Tips & Best Practices

• Quick conversion: multiply degrees by π/180 for radians, or radians by 180/π for degrees.
• The reference angle is always between 0° and 90° — think of it as the angle's "distance" from the x-axis.
• Coterminal angles share all trig values — adding or subtracting 360° doesn't change anything.
• For negative angles, the direction of measurement is clockwise instead of the standard counterclockwise.
• Gradians are convenient when you want a right angle to be exactly 100, not 90.
• One turn = 1 revolution. Angular speed in turns/second × 2π gives angular velocity in rad/s.

The Radian — Nature's Angle Unit

The radian is defined as the angle subtended by an arc equal in length to the radius. This deceptively simple definition has profound consequences: it makes the radian the only angle unit where the small-angle approximation sin(θ) ≈ θ holds exactly in the limit, making it indispensable for calculus, physics, and engineering. The circumference formula C = 2πr is essentially the statement that a full angle is 2π radians.

In physics, all angular quantities (angular velocity, angular momentum, torque) use radians. In signal processing, angular frequency ω (in rad/s) determines oscillation behavior. Every formula in mathematical physics assumes radians unless explicitly stated otherwise.

Quadrants and the ASTC Rule

The coordinate plane is divided into four quadrants by the x and y axes. As an angle θ increases from 0° to 360°, the terminal side sweeps through all four quadrants. The sign of each trig function depends on which quadrant the terminal side is in. The mnemonic "All Students Take Calculus" (ASTC) gives the positive functions: All in Q1, Sin in Q2, Tan in Q3, Cos in Q4.

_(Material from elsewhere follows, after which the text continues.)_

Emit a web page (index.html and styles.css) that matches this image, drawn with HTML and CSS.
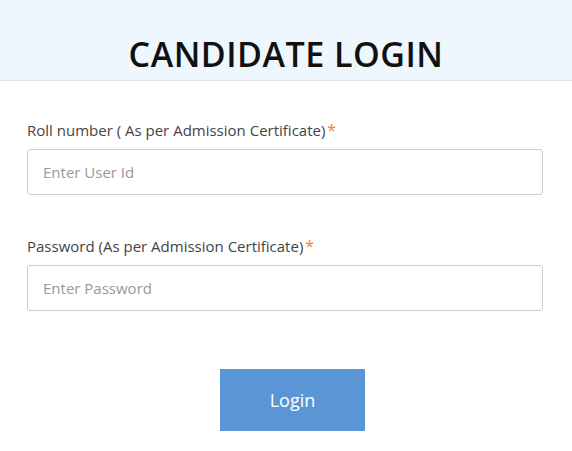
FILE: index.html
```html
<!DOCTYPE html>
<html>
<head>
<meta charset="utf-8">
<link rel="stylesheet" href="styles.css">
</head>
<body>
<div class="header"><h1 class="title">CANDIDATE LOGIN</h1></div>
<form class="form">
  <div class="field">
    <label class="label">Roll number ( As per Admission Certificate)<span class="req">*</span></label>
    <input class="input" type="text" placeholder="Enter User Id">
  </div>
  <div class="field">
    <label class="label">Password (As per Admission Certificate)<span class="req">*</span></label>
    <input class="input" type="password" placeholder="Enter Password">
  </div>
  <div class="actions"><button class="btn" type="button">Login</button></div>
</form>
</body>
</html>
```
FILE: styles.css
```css
* { box-sizing: border-box; }
body { margin: 0; font-family: "Open Sans", "Noto Sans", sans-serif; background: #fff; color: #333; }
.header { height: 81px; background: #eef6fe; border-bottom: 1px solid #e0e4e8; display: flex; align-items: flex-end; justify-content: center; }
.title { margin: 0 0 2px; font-size: 34px; font-weight: 600; color: #111; letter-spacing: 0.5px; line-height: 48px; }
.form { padding: 39px 29px 0 27px; }
.field { display: flex; flex-direction: column; margin-bottom: 41px; }
.label { font-size: 15px; line-height: 20px; color: #444; margin-bottom: 9px; }
.req { color: #f5822a; font-size: 16px; margin-left: 2px; }
.input { width: 516px; height: 46px; border: 1px solid #ccc; border-radius: 3px; padding: 0 15px; font-family: inherit; font-size: 15px; color: #333; }
.input::placeholder { color: #999; }
.actions { display: flex; justify-content: center; margin-top: 58px; }
.btn { width: 145px; height: 62px; background: #5a96d6; border: none; color: #fff; font-family: inherit; font-size: 18px; margin-left: 15px; }
```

Understanding quadrants is essential for solving trig equations, because each equation typically has two solutions per period — one in each of the quadrants where the relevant function has the correct sign.

Historical Angle Units

The 360-degree circle has ancient Babylonian origins — they used a base-60 number system, and 360 is close to the number of days in a year. The gradian was introduced during the French Revolution as part of the metric system (along with the meter and kilogram), dividing a right angle into 100 parts. The radian was formalized in the 18th century by Roger Cotes and Leonhard Euler. The "turn" (or revolution) is the most intuitive unit — one full rotation — and is used in computing and engineering contexts where fractional rotations are natural.

Frequently Asked Questions

• What is the difference between degrees and radians?

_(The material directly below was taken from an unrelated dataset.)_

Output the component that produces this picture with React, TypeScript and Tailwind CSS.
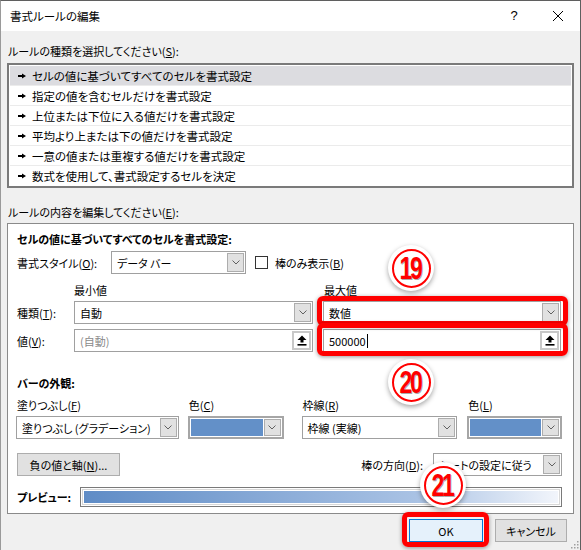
import React from 'react'

const font = "font-['Noto_Sans_CJK_JP','Noto_Sans',sans-serif] [font-feature-settings:'palt'_1]"

function Chevron() {
  return (
    <svg width="8" height="5" viewBox="0 0 8 5">
      <path d="M0.5 0.5 L4 4 L7.5 0.5" fill="none" stroke="#606060" strokeWidth="1" />
    </svg>
  )
}

function DropBtn() {
  return (
    <div className="w-[17px] self-stretch flex items-center justify-center bg-[#e1e1e1] border border-[#adadad]">
      <Chevron />
    </div>
  )
}

function Combo({ text, className = '' }: { text: React.ReactNode; className?: string }) {
  return (
    <div className={`flex h-[23px] border border-[#a0a0a0] bg-white p-px ${className}`}>
      <div className="flex-1 flex items-center pl-[4px] overflow-hidden whitespace-nowrap">{text}</div>
      <DropBtn />
    </div>
  )
}

function ColorCombo({ className = '' }: { className?: string }) {
  return (
    <div className={`flex h-[23px] border-2 border-[#a6a6a6] bg-white p-px ${className}`}>
      <div className="flex-1 bg-[#6390c8] mr-px" />
      <DropBtn />
    </div>
  )
}

function UploadBtn() {
  return (
    <div className="w-[19px] self-stretch flex items-center justify-center bg-white border-2 border-[#c8c8c8]">
      <svg width="10" height="11" viewBox="0 0 10 11">
        <path d="M5 0.5 L9.5 5 H6.5 V7.5 H3.5 V5 H0.5 Z" fill="#000" />
        <rect x="0.5" y="9" width="9" height="1.6" fill="#000" />
      </svg>
    </div>
  )
}

function Pointer() {
  return (
    <svg width="8" height="6" viewBox="0 0 8 6">
      <path d="M0 2 H4 V0.5 L8 3 L4 5.5 V4 H0 Z" fill="#000" />
    </svg>
  )
}

function Badge({ n, className = '' }: { n: string; className?: string }) {
  return (
    <div
      className={`absolute w-[46px] h-[46px] rounded-full bg-white shadow-[0_2px_5px_rgba(0,0,0,0.35)] flex items-center justify-center ${className}`}
    >
      <div className="w-[39px] h-[39px] rounded-full border-[2.5px] border-[#ff0000] flex items-center justify-center">
        <span className="font-['Liberation_Sans',sans-serif] font-bold text-[32px] leading-none text-[#ff0000] tracking-[-3px] scale-x-[0.72] pr-[2px] [text-shadow:1px_1px_0_#aaa]">
          {n}
        </span>
      </div>
    </div>
  )
}

const rules = [
  'セルの値に基づいてすべてのセルを書式設定',
  '指定の値を含むセルだけを書式設定',
  '上位または下位に入る値だけを書式設定',
  '平均より上または下の値だけを書式設定',
  '一意の値または重複する値だけを書式設定',
  '数式を使用して、書式設定するセルを決定',
]

export default function App() {
  return (
    <div
      className={`relative w-[581px] h-[550px] overflow-hidden bg-[#f0f0f0] border-l border-l-[#9a9a9a] border-r border-r-[#5f5f5f] border-t border-t-[#5f5f5f] text-[11px] leading-[16px] text-black ${font}`}
    >
      {/* title bar */}
      <div className="h-[30px] bg-white flex items-center pl-[9px]">
        <span className="flex-1 text-[11.5px]">書式ルールの編集</span>
        <span className="w-[20px] text-center text-[13px] font-['Liberation_Sans',sans-serif] mr-[28px]">?</span>
        <svg width="12" height="12" viewBox="0 0 12 12" className="mr-[16px]">
          <path d="M1 1 L11 11 M11 1 L1 11" stroke="#000" strokeWidth="1" />
        </svg>
      </div>

      <div className="px-[6px]">
        <div className="mt-[12px] h-[16px] pl-px">
          ルールの種類を選択してください(<u>S</u>):
        </div>
        <div className="mt-[4px] w-[567px] h-[125px] border-2 border-[#7a7a7a] bg-white p-px">
          {rules.map((r, i) => (
            <div
              key={r}
              className={`h-[20px] flex items-center gap-[6px] pl-[8px] ${i === 0 ? 'bg-[#dcdce0]' : ''} ${i < 5 ? 'border-b border-[#ebebeb]' : ''}`}
            >
              <Pointer />
              <span className="text-[11.5px]">{r}</span>
            </div>
          ))}
        </div>

        <div className="mt-[16px] h-[16px] pl-px">
          ルールの内容を編集してください(<u>E</u>):
        </div>
        <div className="mt-[3px] w-[567px] h-[291px] border border-[#8a8a8a] bg-white pl-[9px] pr-[11px] pt-[7px]">
          <div className="font-bold h-[16px]">セルの値に基づいてすべてのセルを書式設定:</div>

          <div className="mt-[4px] flex items-center">
            <span className="w-[94px]">
              書式スタイル(<u>O</u>):
            </span>
            <Combo text="データ バー" className="w-[135px]" />
            <div className="ml-[9px] w-[13px] h-[13px] border border-[#333] bg-white" />
            <span className="ml-[7px]">
              棒のみ表示(<u>B</u>)
            </span>
          </div>

          <div className="mt-[8px] flex h-[16px]">
            <span className="ml-[57px] w-[250px]">最小値</span>
            <span>最大値</span>
          </div>

          <div className="mt-[3px] flex items-center">
            <span className="w-[57px]">
              種類(<u>T</u>):
            </span>
            <Combo text="自動" className="w-[239px]" />
            <Combo text="数値" className="ml-[10px] w-[238px]" />
          </div>

          <div className="mt-[5px] flex items-center">
            <span className="w-[57px]">
              値(<u>V</u>):
            </span>
            <div className="w-[239px] h-[23px] flex border border-[#a0a0a0] bg-white p-px">
              <div className="flex-1 flex items-center pl-[4px] text-[#8a8a8a]">(自動)</div>
              <UploadBtn />
            </div>
            <div className="ml-[10px] w-[238px] h-[23px] flex border border-[#a0a0a0] bg-white p-px">
              <div className="flex-1 flex items-center pl-[4px]">
                500000
                <span className="ml-px w-px h-[14px] bg-black" />
              </div>
              <UploadBtn />
            </div>
          </div>

          <div className="mt-[23px] font-bold h-[16px]">バーの外観:</div>

          <div className="mt-[6px] flex -ml-px">
            <div className="w-[163px] flex flex-col">
              <span className="pl-px h-[16px]">
                塗りつぶし(<u>F</u>)
              </span>
              <Combo text="塗りつぶし (グラデーション)" className="mt-[3px] w-full" />
            </div>
            <div className="ml-[9px] w-[96px] flex flex-col">
              <span className="pl-px h-[16px]">
                色(<u>C</u>)
              </span>
              <ColorCombo className="mt-[3px] w-full" />
            </div>
            <div className="ml-[18px] w-[156px] flex flex-col">
              <span className="pl-px h-[16px]">
                枠線(<u>R</u>)
              </span>
              <Combo text="枠線 (実線)" className="mt-[3px] w-full" />
            </div>
            <div className="ml-[10px] w-[95px] flex flex-col">
              <span className="pl-px h-[16px]">
                色(<u>L</u>)
              </span>
              <ColorCombo className="mt-[3px] w-full" />
            </div>
          </div>

          <div className="mt-[14px] flex items-center">
            <div className="w-[103px] h-[23px] flex items-center justify-center bg-[#e1e1e1] border border-[#adadad]">
              負の値と軸(<u>N</u>)...
            </div>
            <span className="flex-1 text-right">
              棒の方向(<u>D</u>):
            </span>
            <Combo text="シートの設定に従う" className="ml-[10px] w-[129px] h-[22px]" />
          </div>

          <div className="mt-[11px] flex items-center">
            <span className="w-[63px] font-bold">プレビュー:</span>
            <div className="w-[482px] h-[20px] border border-[#7a7a7a] bg-white p-px">
              <div className="h-full border border-[#d8d8d8] p-px">
                <div className="h-full bg-[linear-gradient(to_right,#5f8cc6,#a9c2e4_70%,#f2f5fb)]" />
              </div>
            </div>
          </div>
        </div>
      </div>

      <div className="mt-[5px] flex justify-end gap-[12px] pr-[13px]">
        <div className="w-[74px] h-[23px] flex items-center justify-center bg-[#e5f1fb] border border-[#0078d7]">
          OK
        </div>
        <div className="w-[72px] h-[23px] flex items-center justify-center bg-[#e1e1e1] border border-[#adadad]">
          キャンセル
        </div>
      </div>

      {/* resize grip */}
      <svg width="10" height="10" viewBox="0 0 10 10" className="absolute right-[1px] bottom-[1px]">
        {[
          [8, 0], [8, 3], [5, 3], [8, 6], [5, 6], [2, 6],
        ].map(([x, y]) => (
          <rect key={`${x}-${y}`} x={x} y={y + 2} width="1.5" height="1.5" fill="#a0a0a0" />
        ))}
      </svg>

      {/* annotations */}
      <div className="absolute left-[316px] top-[295px] w-[251px] h-[30px] rounded-[6px] border-[5px] border-[#ff0000] shadow-[0_1px_4px_rgba(0,0,0,0.4)]" />
      <div className="absolute left-[316px] top-[322px] w-[251px] h-[33px] rounded-[6px] border-[5px] border-[#ff0000] shadow-[0_1px_4px_rgba(0,0,0,0.4)]" />
      <div className="absolute left-[401px] top-[511px] w-[87px] h-[35px] rounded-[6px] border-[5px] border-[#ff0000] shadow-[0_1px_4px_rgba(0,0,0,0.4)]" />
      <Badge n="19" className="left-[387px] top-[244px]" />
      <Badge n="20" className="left-[387px] top-[358px]" />
      <Badge n="21" className="left-[419px] top-[461px]" />
    </div>
  )
}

  Degrees divide a circle into 360 parts; radians measure the angle by the length of arc on a unit circle. One full revolution = 360° = 2π radians. Radians are preferred in calculus because they simplify derivative and integral formulas.

• What is a reference angle?

  The reference angle is the acute angle (0°–90°) between the terminal side of the angle and the x-axis. It allows you to use the trig values of acute angles for any angle, with appropriate sign adjustments based on the quadrant.

• What are coterminal angles?

  Coterminal angles have the same terminal side — they differ by multiples of 360° (or 2π radians). For example, 45° and 405° are coterminal, as are 45° and −315°.

• What are gradians used for?

  Gradians (also called gons) are used primarily in European surveying. A right angle = 100 grad, making it easy to compute slopes and grades as percentages.

• How do I remember which trig functions are positive in each quadrant?

  Use the mnemonic "All Students Take Calculus": All positive in Q1, Sin positive in Q2, Tan positive in Q3, Cos positive in Q4.

• Why does calculus use radians instead of degrees?

  In radians, the derivative of sin(x) is cos(x). In degrees, the derivative of sin(x°) is (π/180)·cos(x°) — the extra constant complicates every formula. Radians make x and sin(x) commensurable near 0.